Flashing Swords! #1
- Cover art from the first edition.
- Editor: Lin Carter
- Cover artist: Frank Frazetta
- Language: English
- Series: Flashing Swords!
- Genre: Fantasy
- Publisher: Nelson Doubleday
- Publication date: 1973
- Publication place: United States
- Media type: Print (Hardcover)
- Pages: xiv, 175
- Followed by: Flashing Swords! #2

= Flashing Swords! 1 =

1973 anthology edited by Lin Carter

Flashing Swords! #1 is an anthology of fantasy stories, edited by the American writer Lin Carter. It was first published in hardcover by Nelson Doubleday in April 1973 as a selection in its Science Fiction Book Club, and in paperback by Dell Books in July the same year.
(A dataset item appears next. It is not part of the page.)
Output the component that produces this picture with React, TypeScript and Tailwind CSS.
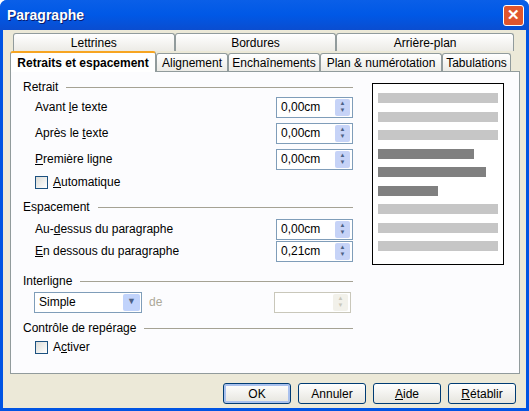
const u = (s: string, i: number) => (
  <>
    {s.slice(0, i)}
    <span className="underline">{s[i]}</span>
    {s.slice(i + 1)}
  </>
)

function Spin({ value, disabled }: { value?: string; disabled?: boolean }) {
  return (
    <div className={`flex h-[21px] w-[77px] items-center border ${disabled ? 'border-[#c9c7ba]' : 'border-[#7f9db9]'} bg-white pl-1`}>
      <span className="flex-1">{value}</span>
      <div className={`mr-[2px] flex h-[17px] w-[15px] flex-col items-center justify-center rounded-[2px] ${disabled ? 'bg-[#f2f1ea] text-[#c9c7ba]' : 'bg-[#c6d3f7] text-[#4d6185]'} text-[6px] leading-[7px]`}>
        <span>▲</span>
        <span>▼</span>
      </div>
    </div>
  )
}

function Group({ title }: { title: string }) {
  return (
    <div className="flex h-[14px] items-center gap-2">
      <span>{title}</span>
      <div className="h-px flex-1 bg-[#a5a294]" />
    </div>
  )
}

function Row({ label, value, h = 'h-[26px]' }: { label: React.ReactNode; value: string; h?: string }) {
  return (
    <div className={`flex ${h} items-center pl-[12px]`}>
      <span className="flex-1">{label}</span>
      <Spin value={value} />
    </div>
  )
}

function Check({ label }: { label: React.ReactNode }) {
  return (
    <div className="flex h-[20px] items-center gap-[5px] pl-[12px]">
      <div className="h-[13px] w-[13px] border border-[#1c5180] bg-gradient-to-br from-[#dcdcd7] to-white" />
      <span>{label}</span>
    </div>
  )
}

function Tab({ label, w, active }: { label: string; w: string; active?: boolean }) {
  return (
    <div className={`${w} flex items-center justify-center rounded-t-[3px] border border-b-0 border-[#919b9c] ${active ? 'h-[21px] -mb-px border-t-2 border-t-[#f7a521] bg-white font-bold' : 'h-[18px] bg-gradient-to-b from-white to-[#ecebe6]'}`}>
      {label}
    </div>
  )
}

export default function App() {
  const bars = ['l', 'l', 'l', 'd96', 'd108', 'd60', 'l', 'l', 'l']
  return (
    <div className="h-[411px] w-[529px] overflow-hidden rounded-t-[7px] bg-[#0054e3] text-[12px] text-black" style={{ fontFamily: '"Liberation Sans", Arial, sans-serif' }}>
      <div className="flex h-[30px] items-center justify-between bg-gradient-to-b from-[#0a5fe8] via-[#0058e6] to-[#0a4dd0] pl-[7px] pr-[5px]">
        <span className="text-[14px] font-bold text-white [text-shadow:1px_1px_#0a1a6a]">Paragraphe</span>
        <div className="flex h-[21px] w-[21px] items-center justify-center rounded-[3px] border border-white bg-[#e0552e] text-[15px] font-bold text-white">✕</div>
      </div>
      <div className="mx-[3px] h-[378px] bg-[#ece9d8] px-[7px] pt-[3px]">
        <div className="flex pl-[3px] pr-[5px]">
          <Tab label="Lettrines" w="w-[162px]" />
          <Tab label="Bordures" w="w-[162px]" />
          <Tab label="Arrière-plan" w="w-[178px]" />
        </div>
        <div className="flex items-end">
          <Tab label="Retraits et espacement" w="w-[146px]" active />
          <Tab label="Alignement" w="w-[72px]" />
          <Tab label="Enchaînements" w="w-[92px]" />
          <Tab label="Plan & numérotation" w="w-[122px]" />
          <Tab label="Tabulations" w="w-[69px]" />
        </div>
        <div className="flex h-[303px] w-[510px] border border-[#919b9c] bg-[#fcfcfe] pl-[12px] pr-[14px] pt-[8px]">
          <div className="w-[330px]">
            <Group title="Retrait" />
            <Row label={u('Avant le texte', 6)} value="0,00cm" />
            <Row label={u('Après le texte', 9)} value="0,00cm" />
            <Row label={u('Première ligne', 0)} value="0,00cm" />
            <Check label={u('Automatique', 0)} />
            <div className="mt-[8px]"><Group title="Espacement" /></div>
            <div className="mt-[4px]" />
            <Row label={u('Au-dessus du paragraphe', 3)} value="0,00cm" h="h-[22px]" />
            <Row label={u('En dessous du paragraphe', 0)} value="0,21cm" h="h-[22px]" />
            <div className="mt-[12px]"><Group title="Interligne" /></div>
            <div className="flex h-[28px] items-center pl-[11px]">
              <div className="flex h-[21px] w-[108px] items-center border border-[#7f9db9] bg-white pl-1">
                <span className="flex-1">Simple</span>
                <div className="mr-px flex h-[17px] w-[17px] items-center justify-center rounded-[2px] bg-[#c1d3fb] text-[9px] text-[#4d6185]">▼</div>
              </div>
              <span className="ml-[7px] flex-1 text-[#aca899]">de</span>
              <div className="mr-[2px]"><Spin disabled /></div>
            </div>
            <div className="mt-[5px]"><Group title="Contrôle de repérage" /></div>
            <div className="mt-[2px]"><Check label={u('Activer', 1)} /></div>
          </div>
          <div className="ml-[19px] mt-[3px] flex h-[182px] w-[132px] flex-col gap-[8.5px] border border-black bg-white px-[5px] pt-[9px]">
            {bars.map((b, i) => (
              <div key={i} className={`h-[10px] ${b === 'l' ? 'w-full bg-[#c6c6c6]' : 'bg-[#808080]'} ${b === 'd96' ? 'w-[96px]' : b === 'd108' ? 'w-[108px]' : b === 'd60' ? 'w-[60px]' : ''}`} />
            ))}
          </div>
        </div>
        <div className="mt-[9px] flex justify-end gap-[7px] pr-[3px]">
          {[['OK', -1], ['Annuler', -1], ['Aide', 0], ['Rétablir', 0]].map(([l, i]) => (
            <div key={l as string} className={`flex h-[21px] w-[68px] items-center justify-center rounded-[3px] border border-[#003c74] bg-gradient-to-b from-white to-[#e6e5de] ${l === 'OK' ? 'shadow-[inset_0_0_0_2px_#a9c1ee]' : ''}`}>
              {(i as number) >= 0 ? u(l as string, i as number) : l}
            </div>
          ))}
        </div>
      </div>
    </div>
  )
}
The first British edition was issued by Mayflower in 1974.

==Summary==
The book collects four heroic fantasy novelettes by members of the Swordsmen and Sorcerers' Guild of America (SAGA), an informal literary group of fantasy authors active from the 1960s to the 1980s, of which Carter was also a member and guiding force, together with a general introduction and introductions to the individual stories by the editor.

==Contents==
- "Introduction: Of Swordsmen and Sorcerers" by Lin Carter
- "The Sadness of the Executioner" (Fafhrd and the Gray Mouser) by Fritz Leiber
- "Morreion" (Dying Earth) by Jack Vance
- "The Merman's Children" by Poul Anderson
- "The Higher Heresies of Oolimar" (Amalric the Mangod) by Lin Carter

==Awards==
The book placed eleventh in the 1974 Locus Poll Award for Best Original Anthology.

==Reception==
The anthology was reviewed by Bert Duch in Amra v. 2, no. 60, September 1973.